* **INSTRUCTIONS FOR THE TASK**: Skip the pictures. Transcribe the rest of the data below without changing a word.

* **MATERIAL**:

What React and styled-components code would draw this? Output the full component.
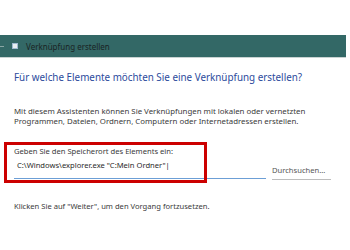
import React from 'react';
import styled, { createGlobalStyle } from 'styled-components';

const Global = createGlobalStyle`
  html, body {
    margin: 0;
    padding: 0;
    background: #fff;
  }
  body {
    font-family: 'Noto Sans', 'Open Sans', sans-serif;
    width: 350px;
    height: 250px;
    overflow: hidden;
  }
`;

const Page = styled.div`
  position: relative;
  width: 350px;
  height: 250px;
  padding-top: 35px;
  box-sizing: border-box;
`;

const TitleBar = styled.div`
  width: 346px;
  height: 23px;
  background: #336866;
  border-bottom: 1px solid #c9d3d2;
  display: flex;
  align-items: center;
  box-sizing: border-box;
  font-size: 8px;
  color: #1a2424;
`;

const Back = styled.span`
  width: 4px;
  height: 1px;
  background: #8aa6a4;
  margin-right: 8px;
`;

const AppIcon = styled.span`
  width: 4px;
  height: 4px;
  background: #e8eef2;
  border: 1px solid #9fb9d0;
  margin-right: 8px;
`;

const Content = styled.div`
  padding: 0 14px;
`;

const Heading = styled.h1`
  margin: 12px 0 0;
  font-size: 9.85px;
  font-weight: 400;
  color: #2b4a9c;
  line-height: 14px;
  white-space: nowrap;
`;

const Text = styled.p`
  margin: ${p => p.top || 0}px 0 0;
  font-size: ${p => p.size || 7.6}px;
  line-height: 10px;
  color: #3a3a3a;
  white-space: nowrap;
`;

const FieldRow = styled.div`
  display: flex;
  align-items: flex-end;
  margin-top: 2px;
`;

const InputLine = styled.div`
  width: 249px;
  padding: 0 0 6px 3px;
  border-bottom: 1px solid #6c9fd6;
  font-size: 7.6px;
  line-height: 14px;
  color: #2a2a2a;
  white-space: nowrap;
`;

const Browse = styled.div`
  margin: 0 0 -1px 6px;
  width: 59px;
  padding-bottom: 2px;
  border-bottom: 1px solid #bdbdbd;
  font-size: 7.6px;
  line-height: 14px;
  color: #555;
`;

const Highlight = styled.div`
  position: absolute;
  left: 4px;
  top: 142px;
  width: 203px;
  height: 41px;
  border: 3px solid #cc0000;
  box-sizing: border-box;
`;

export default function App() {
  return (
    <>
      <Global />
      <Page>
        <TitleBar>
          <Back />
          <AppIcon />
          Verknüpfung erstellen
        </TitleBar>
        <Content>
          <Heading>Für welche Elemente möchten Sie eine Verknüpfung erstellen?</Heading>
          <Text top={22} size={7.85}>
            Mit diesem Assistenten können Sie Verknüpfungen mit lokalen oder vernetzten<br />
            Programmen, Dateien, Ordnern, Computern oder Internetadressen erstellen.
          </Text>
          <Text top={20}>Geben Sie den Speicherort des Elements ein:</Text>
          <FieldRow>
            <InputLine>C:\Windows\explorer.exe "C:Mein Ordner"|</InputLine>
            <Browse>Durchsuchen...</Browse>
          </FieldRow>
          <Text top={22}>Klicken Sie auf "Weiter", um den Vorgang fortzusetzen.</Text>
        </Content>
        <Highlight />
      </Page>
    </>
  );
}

* **THE COMPLETED TASK**:
What React and styled-components code would draw this? Output the full component.
import React from 'react';
import styled, { createGlobalStyle } from 'styled-components';

const Global = createGlobalStyle`
  html, body {
    margin: 0;
    padding: 0;
    background: #fff;
  }
  body {
    font-family: 'Noto Sans', 'Open Sans', sans-serif;
    width: 350px;
    height: 250px;
    overflow: hidden;
  }
`;

const Page = styled.div`
  position: relative;
  width: 350px;
  height: 250px;
  padding-top: 35px;
  box-sizing: border-box;
`;

const TitleBar = styled.div`
  width: 346px;
  height: 23px;
  background: #336866;
  border-bottom: 1px solid #c9d3d2;
  display: flex;
  align-items: center;
  box-sizing: border-box;
  font-size: 8px;
  color: #1a2424;
`;

const Back = styled.span`
  width: 4px;
  height: 1px;
  background: #8aa6a4;
  margin-right: 8px;
`;

const AppIcon = styled.span`
  width: 4px;
  height: 4px;
  background: #e8eef2;
  border: 1px solid #9fb9d0;
  margin-right: 8px;
`;

const Content = styled.div`
  padding: 0 14px;
`;

const Heading = styled.h1`
  margin: 12px 0 0;
  font-size: 9.85px;
  font-weight: 400;
  color: #2b4a9c;
  line-height: 14px;
  white-space: nowrap;
`;

const Text = styled.p`
  margin: ${p => p.top || 0}px 0 0;
  font-size: ${p => p.size || 7.6}px;
  line-height: 10px;
  color: #3a3a3a;
  white-space: nowrap;
`;

const FieldRow = styled.div`
  display: flex;
  align-items: flex-end;
  margin-top: 2px;
`;

const InputLine = styled.div`
  width: 249px;
  padding: 0 0 6px 3px;
  border-bottom: 1px solid #6c9fd6;
  font-size: 7.6px;
  line-height: 14px;
  color: #2a2a2a;
  white-space: nowrap;
`;

const Browse = styled.div`
  margin: 0 0 -1px 6px;
  width: 59px;
  padding-bottom: 2px;
  border-bottom: 1px solid #bdbdbd;
  font-size: 7.6px;
  line-height: 14px;
  color: #555;
`;

const Highlight = styled.div`
  position: absolute;
  left: 4px;
  top: 142px;
  width: 203px;
  height: 41px;
  border: 3px solid #cc0000;
  box-sizing: border-box;
`;

export default function App() {
  return (
    <>
      <Global />
      <Page>
        <TitleBar>
          <Back />
          <AppIcon />
          Verknüpfung erstellen
        </TitleBar>
        <Content>
          <Heading>Für welche Elemente möchten Sie eine Verknüpfung erstellen?</Heading>
          <Text top={22} size={7.85}>
            Mit diesem Assistenten können Sie Verknüpfungen mit lokalen oder vernetzten<br />
            Programmen, Dateien, Ordnern, Computern oder Internetadressen erstellen.
          </Text>
          <Text top={20}>Geben Sie den Speicherort des Elements ein:</Text>
          <FieldRow>
            <InputLine>C:\Windows\explorer.exe "C:Mein Ordner"|</InputLine>
            <Browse>Durchsuchen...</Browse>
          </FieldRow>
          <Text top={22}>Klicken Sie auf "Weiter", um den Vorgang fortzusetzen.</Text>
        </Content>
        <Highlight />
      </Page>
    </>
  );
}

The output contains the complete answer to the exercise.